Dr.F ドクターの仕事をして、その後当直に入ったら夜中に救急車がバンバン来るので対応をして、空いた時間にはリハビリ室のカギを借りて練習して、朝になったら手術室に行って……。道場に行けるときは終電まで練習して。

 一緒に練習してる大学生の選手が

「二重作さん、今日泊まりに行っていいすか?」
「今日って、お前毎日泊まりに来るじゃん」って(笑)。

「全日本大会のビデオ研究しましょう!」とか言い出して、夜中3時まで技術研究をするという。で、また6時になったら起きて病院に行く準備を始める・・・。

あきぴ えー、すごい!

Dr.F 相当に狂った時間を過ごしてたんですけど、それをあきぴさんは今、現役でやってるわけですね(笑)。

あきぴ 狂ってますね(笑)。

Dr.F 僕はもう同じことはできないですけど、やはり「20代で狂った時間を過ごせた」というのは、今考えるとすごく貴重ですよね。

研修医時代の聴診器。名前の代わりに『極真』と入れていた。


あきぴ そうですよね。

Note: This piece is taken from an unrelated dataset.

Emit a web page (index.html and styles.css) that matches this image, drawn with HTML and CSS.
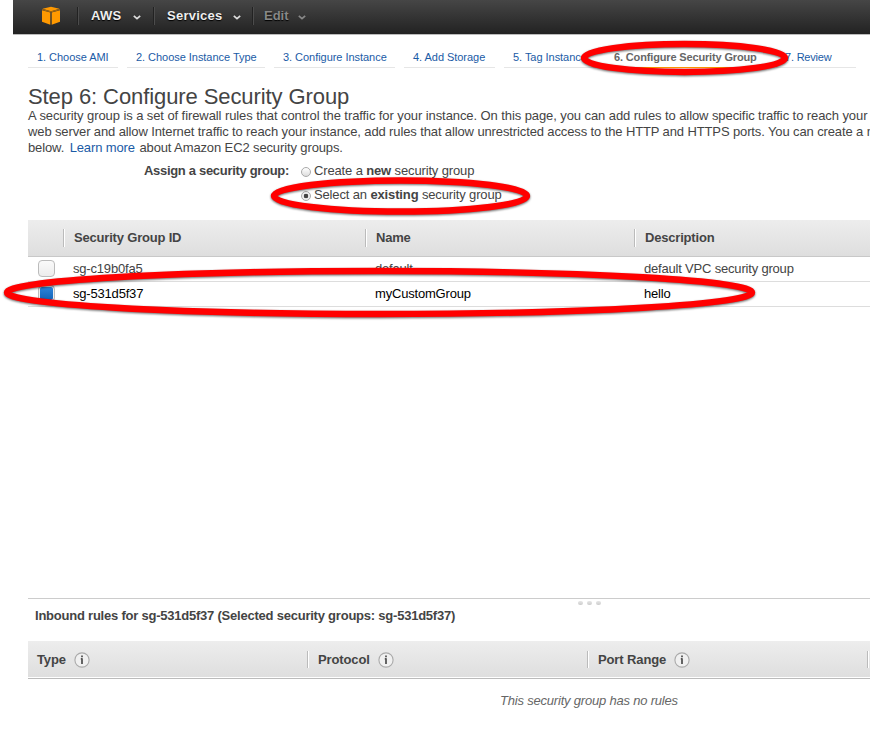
FILE: index.html
```html
<!DOCTYPE html>
<html lang="en">
<head>
<meta charset="utf-8">
<title>Step 6: Configure Security Group</title>
<link rel="stylesheet" href="styles.css">
</head>
<body>
<header class="topbar">
  <svg class="logo" width="20" height="20" viewBox="0 0 20 20">
    <path fill="#f90" d="M1.5 2.8 10 .8l8.500 2L10 5.200z"/>
    <path fill="#f90" d="M1 4.300 9.300 6.600v12.200L1 15.800zM19 4.300l-8.300 2.300v12.200l8.300-3z"/>
    <path stroke="#c27400" stroke-width=".9" d="M1.300 3.500 10 5.900l8.700-2.400" fill="none"/>
  </svg>
  <span class="menu menu-aws">AWS <svg width="8" height="5" viewBox="0 0 8 5"><path d="M.8.8 4 3.6 7.2.8"/></svg></span>
  <span class="menu menu-services">Services <svg width="8" height="5" viewBox="0 0 8 5"><path d="M.8.8 4 3.6 7.2.8"/></svg></span>
  <span class="menu menu-edit">Edit <svg width="8" height="5" viewBox="0 0 8 5"><path d="M.8.8 4 3.6 7.2.8"/></svg></span>
</header>
<nav class="steps">
  <a class="s1">1. Choose AMI</a>
  <a class="s2">2. Choose Instance Type</a>
  <a class="s3">3. Configure Instance</a>
  <a class="s4">4. Add Storage</a>
  <a class="s5">5. Tag Instance</a>
  <a class="s6 active">6. Configure Security Group</a>
  <a class="s7">7. Review</a>
</nav>
<main>
  <h1>Step 6: Configure Security Group</h1>
  <div class="intro">
    <div class="l1">A security group is a set of firewall rules that control the traffic for your instance. On this page, you can add rules to allow specific traffic to reach your</div>
    <div class="l2">web server and allow Internet traffic to reach your instance, add rules that allow unrestricted access to the HTTP and HTTPS ports. You can create a n</div>
    <div class="l3">below. <a>Learn more</a> about Amazon EC2 security groups.</div>
  </div>
  <div class="assign">
    <b class="label">Assign a security group:</b>
    <div class="options">
      <label><i class="radio"></i><span>Create a <b>new</b> security group</span></label>
      <label><i class="radio on"></i><span>Select an <b>existing</b> security group</span></label>
    </div>
  </div>
  <section class="groups">
    <div class="row head"><span></span><span>Security Group ID</span><span>Name</span><span>Description</span></div>
    <div class="row"><span><i class="check"></i></span><span>sg-c19b0fa5</span><span>default</span><span>default VPC security group</span></div>
    <div class="row selected"><span><i class="check on"></i></span><span>sg-531d5f37</span><span>myCustomGroup</span><span>hello</span></div>
  </section>
  <section class="rules">
    <div class="grip"><i></i><i></i><i></i></div>
    <h2>Inbound rules for sg-531d5f37 (Selected security groups: sg-531d5f37)</h2>
    <div class="rhead">
      <span>Type <svg width="16" height="16" viewBox="0 0 16 16"><circle cx="8" cy="8" r="7.1"/><path d="M8 6.3v5.7M6.8 6.8H8M8 3.6v1.7"/></svg></span>
      <span>Protocol <svg width="16" height="16" viewBox="0 0 16 16"><circle cx="8" cy="8" r="7.1"/><path d="M8 6.3v5.7M6.8 6.8H8M8 3.6v1.7"/></svg></span>
      <span>Port Range <svg width="16" height="16" viewBox="0 0 16 16"><circle cx="8" cy="8" r="7.1"/><path d="M8 6.3v5.7M6.8 6.8H8M8 3.6v1.7"/></svg></span>
      <span></span>
    </div>
    <p class="empty">This security group has no rules</p>
  </section>
</main>
<svg class="marks" width="870" height="734" viewBox="0 0 870 734">
  <ellipse cx="684.5" cy="58" rx="100.5" ry="14"/>
  <ellipse cx="400.5" cy="196" rx="126.5" ry="15.5"/>
  <ellipse cx="379.5" cy="292.5" rx="372.5" ry="21.5"/>
</svg>
</body>
</html>
```
FILE: styles.css
```css
* { box-sizing: border-box; }
body {
  margin: 0;
  width: 870px;
  height: 734px;
  overflow: hidden;
  position: relative;
  background: #fff;
  color: #444;
  font: 13px/16px "Liberation Sans", Arial, sans-serif;
  white-space: nowrap;
}
.topbar {
  margin-left: 13px;
  height: 35px;
  display: flex;
  align-items: center;
  background: linear-gradient(#464646, #222);
  border-bottom: 1px solid #bbb;
  padding: 0 0 2px 28px;
}
.menu {
  display: flex;
  align-items: center;
  justify-content: space-between;
  height: 18px;
  padding-left: 13px;
  border-left: 1px solid #222;
  box-shadow: inset 1px 0 #4c4c4c;
  color: #eee;
  font-weight: bold;
  letter-spacing: .25px;
  line-height: 18px;
  text-shadow: 0 1px 1px #000;
}
.menu svg { fill: none; stroke: #ddd; stroke-width: 1.7; margin-top: 2px; }
.menu-aws { margin-left: 16px; width: 64px; }
.menu-services { margin-left: 12px; width: 88px; }
.menu-edit { margin-left: 11px; padding-left: 11px; width: 54px; color: #888; letter-spacing: 0; }
.menu-edit svg { stroke: #888; }
.steps {
  display: flex;
  gap: 9px;
  margin-left: 28px;
  height: 33px;
  padding-top: 12px;
  font-size: 11px;
  line-height: 20px;
  letter-spacing: -.04px;
}
.steps a {
  height: 21px;
  padding-left: 9px;
  color: #1a5ba6;
  border-bottom: 1px solid #e6e6e6;
}
.steps .active { color: #666; font-weight: bold; border-color: #f90; letter-spacing: -.15px; }
.s1 { width: 90px; }
.s2 { width: 138px; }
.s3 { width: 121px; }
.s4 { width: 91px; }
.s5 { width: 92px; }
.s6 { width: 162px; }
.s7 { width: 80px; letter-spacing: -.2px; }
main { padding-left: 28px; }
h1 {
  margin: 16px 0 0;
  height: 24px;
  font-weight: normal;
  font-size: 22px;
  line-height: 26px;
  letter-spacing: -.09px;
}
.intro { letter-spacing: -.085px; }
.l2 { letter-spacing: -.12px; }
.l3 { letter-spacing: -.12px; }
.intro a { color: #1a5ba6; margin: 0 1px 0 2px; }
.assign { display: flex; height: 64px; padding-top: 7px; }
.label { width: 261px; text-align: right; letter-spacing: -.31px; }
.options { margin-left: 12px; letter-spacing: -.14px; }
.options label { display: flex; align-items: center; height: 16px; margin-bottom: 8px; }
.radio {
  width: 10px;
  height: 10px;
  margin: 2px 3px 0 0;
  border: 1px solid #aaa;
  border-radius: 50%;
  background: linear-gradient(#fff, #ddd);
}
.radio.on { background: radial-gradient(circle, #444 0 2px, #eee 2.6px); }
.row {
  display: grid;
  grid-template-columns: 36px 302px 269px 1fr;
  height: 25px;
  line-height: 24px;
  letter-spacing: -.19px;
  border-bottom: 1px solid #ddd;
}
.row span { padding-left: 9px; }
.row span:first-child { padding: 3px 0 0 10px; line-height: 0; }
.selected { color: #000; }
.row.head {
  grid-template-columns: 35px 302px 269px 1fr;
  height: 37px;
  background: linear-gradient(#ededed, #dedede);
  border-color: #c8c8c8;
  font-weight: bold;
  align-items: center;
}
.row.head span { height: 18px; line-height: 18px; padding-left: 10px; }
.row.head span + span { border-left: 1px solid #bbb; box-shadow: inset 1px 0 #fff; }
.check {
  display: block;
  width: 17px;
  height: 17px;
  border: 1px solid #bbb;
  border-radius: 4px;
  background: linear-gradient(#fafafa, #ececec);
}
.check.on { background: linear-gradient(#2f86dd, #1060b4); box-shadow: inset 0 0 0 1px #eee; }
.rules { margin-top: 291px; border-top: 1px solid #ccc; }
.grip { display: flex; gap: 4px; height: 8px; padding: 2px 0 0 550px; }
.grip i { width: 5px; height: 4px; border-radius: 2px; background: linear-gradient(#e6e6e6, #ccc); }
h2 { margin: 0 0 0 7px; height: 34px; font-size: 13px; line-height: 18px; letter-spacing: -.225px; }
.rhead {
  display: grid;
  grid-template-columns: 279px 280px 280px 1fr;
  align-items: center;
  height: 38px;
  background: linear-gradient(#ededed, #dedede);
  border-bottom: 1px solid #bbb;
  box-shadow: inset 0 -1px #fff;
  font-weight: bold;
  letter-spacing: -.12px;
}
.rhead span { display: flex; align-items: center; gap: 8px; height: 17px; padding-left: 9px; }
.rhead span + span { border-left: 1px solid #bbb; box-shadow: inset 1px 0 #fff; padding-left: 10px; }
.rhead svg { fill: none; stroke: #555; stroke-width: 1.8; }
.rhead circle { fill: #f0f0f0; stroke: #aaa; stroke-width: 1.1; }
.empty { margin: 14px 0 0 472px; color: #666; font-style: italic; letter-spacing: -.2px; }
.marks {
  position: absolute;
  left: 0;
  top: 0;
  fill: none;
  stroke: #f00;
  stroke-width: 6.4;
  filter: drop-shadow(0 1px 1px rgba(0, 0, 0, .6));
}
```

ウチは一番下の子が3歳で、その子が成人するまでは生き抜かないといけないので、健康にも気を使わないといけないのは分かってるんです。今やってることって育児にもつながってると思っているんですね。

自分の時間を持つことによって、育児もちょっと余裕を持ってできたりとか、頑張ってる姿を子供たちに見せるのもいいことなのかなとも思いますし。


Dr.F ああ、すばらしい!背中での教育ですね。

あきぴ 今でも、母親が外に出てるといろんな意見が来るんですけど(笑)、これが私の生き方なので。

Dr.F いいなぁ、私の生き方。

たとえ向かい風の中でも、説明のつかない衝動を実現できる人というのは自由を感じさせます。だからいろいろ意見する人も、内心はうらやましい部分があるんだと思います。
 
あきぴ ハハハハハ! そうなんですかね。